Prendiamo subito nota di un particolare: quei tre avvenimenti accadono "uscendo dall’acqua", quando Gesù esce dalla corrente del fiume. Ad una lettura superficiale questo particolare non dice nulla, ma a chi ha dimestichezza con la parola scritta di Dio, come ogni credente deve avere, quelle parole – "uscire dalle acque" – richiamano subito l’avvenimento che ha fondato la comunità di Israele. Fu quando "uscì dalle acque del mar Rosso" che divenne un popolo libero, liberato definitivamente dalla schiavitù egiziana.

Esiste una corrispondenza profonda fra le due "uscite dall’acqua", quella di Israele e quella di Gesù. Quanto era stato prefigurato nella prima Alleanza si realizza pienamente con ed in Gesù. Egli ci fa passare dal "potere delle tenebre e ci trasferisce nel suo regno di luce infinita". Quanto l’evangelista Marco narra con sconcertante semplicità non è altro che l’intero avvenimento della nostra salvezza, come è indicato dall’apertura dei cieli e dalla discesa dello Spirito Santo.

L’apertura dei cieli. La S. Scrittura narra che subito dopo il peccato dell’uomo, "il Signore Iddio lo scacciò dal giardino di Eden… e pose ad oriente del giardino dell’Eden i cherubini e la fiamma della spada folgorante, per custodire la via all’albero della vita" [Gen 3,23-24]. Attraverso questo linguaggio figurato la parola di Dio vuole insegnarci che a causa del peccato l’uomo si è interdetto l’accesso alla vita vera; si è posto in una condizione di morte non solo fisica; si è precluso il dialogo col suo Creatore. Gesù immergendosi nell’acqua ed uscendo da essa, atto che significa la sua morte e risurrezione, ci ha "aperto il cielo". Egli ci ha riaperto la via alla vita; colla sua morte ci ha donato la vita eterna.
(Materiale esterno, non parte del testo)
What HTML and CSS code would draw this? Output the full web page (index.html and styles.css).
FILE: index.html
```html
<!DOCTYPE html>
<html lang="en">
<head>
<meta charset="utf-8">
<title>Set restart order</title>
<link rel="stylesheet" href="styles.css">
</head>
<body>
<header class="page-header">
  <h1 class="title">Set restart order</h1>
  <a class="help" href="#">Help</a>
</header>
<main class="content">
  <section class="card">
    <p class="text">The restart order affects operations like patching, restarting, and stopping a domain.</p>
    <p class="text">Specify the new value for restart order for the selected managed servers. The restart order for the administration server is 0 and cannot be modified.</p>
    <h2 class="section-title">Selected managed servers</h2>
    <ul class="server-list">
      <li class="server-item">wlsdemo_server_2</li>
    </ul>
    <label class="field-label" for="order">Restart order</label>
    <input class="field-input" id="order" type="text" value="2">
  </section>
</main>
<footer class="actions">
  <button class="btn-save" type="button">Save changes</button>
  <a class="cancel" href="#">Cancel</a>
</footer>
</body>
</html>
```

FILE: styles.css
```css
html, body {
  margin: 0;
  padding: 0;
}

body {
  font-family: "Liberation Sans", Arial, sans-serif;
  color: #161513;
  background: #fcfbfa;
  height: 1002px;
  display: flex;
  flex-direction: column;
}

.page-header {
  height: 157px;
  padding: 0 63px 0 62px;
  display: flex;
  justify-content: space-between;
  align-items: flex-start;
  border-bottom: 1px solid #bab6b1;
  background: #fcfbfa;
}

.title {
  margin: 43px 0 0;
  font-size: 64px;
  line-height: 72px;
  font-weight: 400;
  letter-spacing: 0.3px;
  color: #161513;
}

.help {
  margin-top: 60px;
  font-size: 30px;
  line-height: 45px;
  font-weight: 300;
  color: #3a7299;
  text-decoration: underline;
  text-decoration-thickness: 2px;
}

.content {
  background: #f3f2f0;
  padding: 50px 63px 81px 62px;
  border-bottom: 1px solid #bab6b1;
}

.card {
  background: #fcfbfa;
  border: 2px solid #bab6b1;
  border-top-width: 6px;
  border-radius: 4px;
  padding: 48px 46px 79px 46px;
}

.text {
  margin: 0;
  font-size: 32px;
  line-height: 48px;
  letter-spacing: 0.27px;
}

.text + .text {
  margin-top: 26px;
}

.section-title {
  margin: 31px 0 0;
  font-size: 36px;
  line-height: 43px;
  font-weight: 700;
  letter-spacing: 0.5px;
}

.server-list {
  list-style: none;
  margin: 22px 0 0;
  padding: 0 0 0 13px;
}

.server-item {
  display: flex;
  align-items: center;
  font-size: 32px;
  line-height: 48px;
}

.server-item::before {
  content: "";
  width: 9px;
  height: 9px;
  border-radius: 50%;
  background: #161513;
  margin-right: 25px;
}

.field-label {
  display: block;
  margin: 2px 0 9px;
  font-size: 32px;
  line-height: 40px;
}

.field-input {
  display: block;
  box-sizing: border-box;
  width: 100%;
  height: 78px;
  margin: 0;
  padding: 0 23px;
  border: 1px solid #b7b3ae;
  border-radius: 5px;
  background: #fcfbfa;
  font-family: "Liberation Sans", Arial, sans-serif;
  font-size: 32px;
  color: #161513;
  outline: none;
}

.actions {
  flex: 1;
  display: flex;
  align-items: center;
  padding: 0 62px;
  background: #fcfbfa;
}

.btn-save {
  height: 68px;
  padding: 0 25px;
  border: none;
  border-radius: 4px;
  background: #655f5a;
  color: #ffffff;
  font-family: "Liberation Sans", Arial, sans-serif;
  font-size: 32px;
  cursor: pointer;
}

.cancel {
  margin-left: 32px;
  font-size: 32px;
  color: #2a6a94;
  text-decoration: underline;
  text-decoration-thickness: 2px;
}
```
Il segno che con quel gesto Gesù ha cambiato la nostra condizione umana, è che lo Spirito Santo scende sopra di Lui. È il dono dello Spirito Santo che ci trasforma e ci divinizza. Lo Spirito viene ad abitare nella santa umanità del Signore, e da essa si effonde su ogni credente. Su ciascuno il Padre può dire: "tu sei mio figlio", poiché lo Spirito rende ciascuno di noi conformi all’Unigenito nel quale il Padre si compiace.

Come vedete, carissimi, all’inizio dell’anno è tutto l’avvenimento della salvezza che ci viene narrato.
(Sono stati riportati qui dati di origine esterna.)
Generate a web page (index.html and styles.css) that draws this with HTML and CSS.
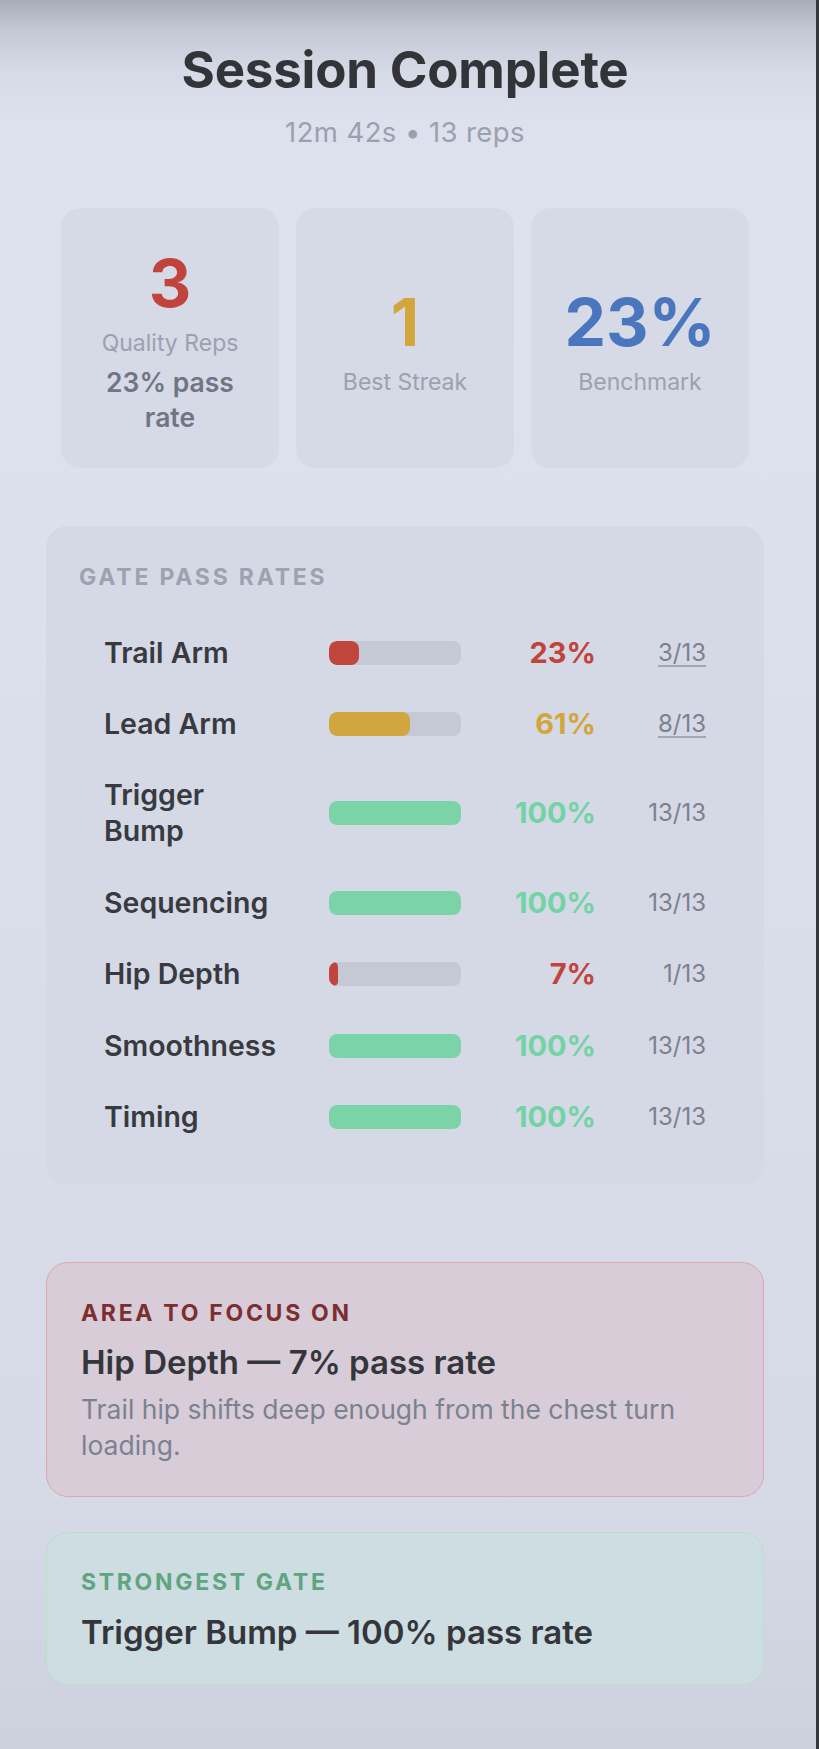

2. Oggi quattro nostri fratelli si candidano pubblicamente al diaconato permanente: al servizio da rendere al Corpo eucaristico di Cristo, ed al suo Corpo mistico che è la Chiesa nelle membra più povere.

Mentre la Chiesa gode di questo dono e ne ringrazia il Signore, ascolta assieme a voi soprattutto, carissimi candidati, la parola profetica perché essa fa capire tutta la drammatica urgenza del vostro servizio.

"Perché spendete denaro per ciò che non è pane, il vostro patrimonio per ciò che non sazia?" dice il profeta agli uomini. Il patrimonio dell’uomo, di ogni uomo, è la sua umanità: energia di amore e di conoscenza; è la sua libertà. Tutto questo l’uomo non raramente spende "per ciò che non sazia". Quanti dilapidano quotidianamente il patrimonio della propria umanità!

Voi, carissimi candidati, sarete inviati, così come noi tutti servi del Signore, siamo già stati inviati, per dire ai nostri fratelli in umanità: "o voi tutti assetati, venite all’acqua".

Venite all’acqua del Giordano. Il nostro Giordano è Cristo, poiché in Lui dobbiamo essere battezzati per uscire dalle acque rinnovati. Il nostro paradiso terrestre è Cristo da cui esce un fiume [cfr. Gen 2,10-12] che ci dona l’acqua che ci purifica dai nostri peccati; l’acqua che ci disseta colla sua sapienza; l’acqua che fa crescere pensieri santi nella nostra mente e scelte giuste dalle nostre libertà; l’acqua che nello Spirito scalda il nostro cuore.

Incontriamo Cristo e vedremo il cielo aprirsi su di noi e lo Spirito Santo discendere sulla nostra persona, per renderci figli di Dio.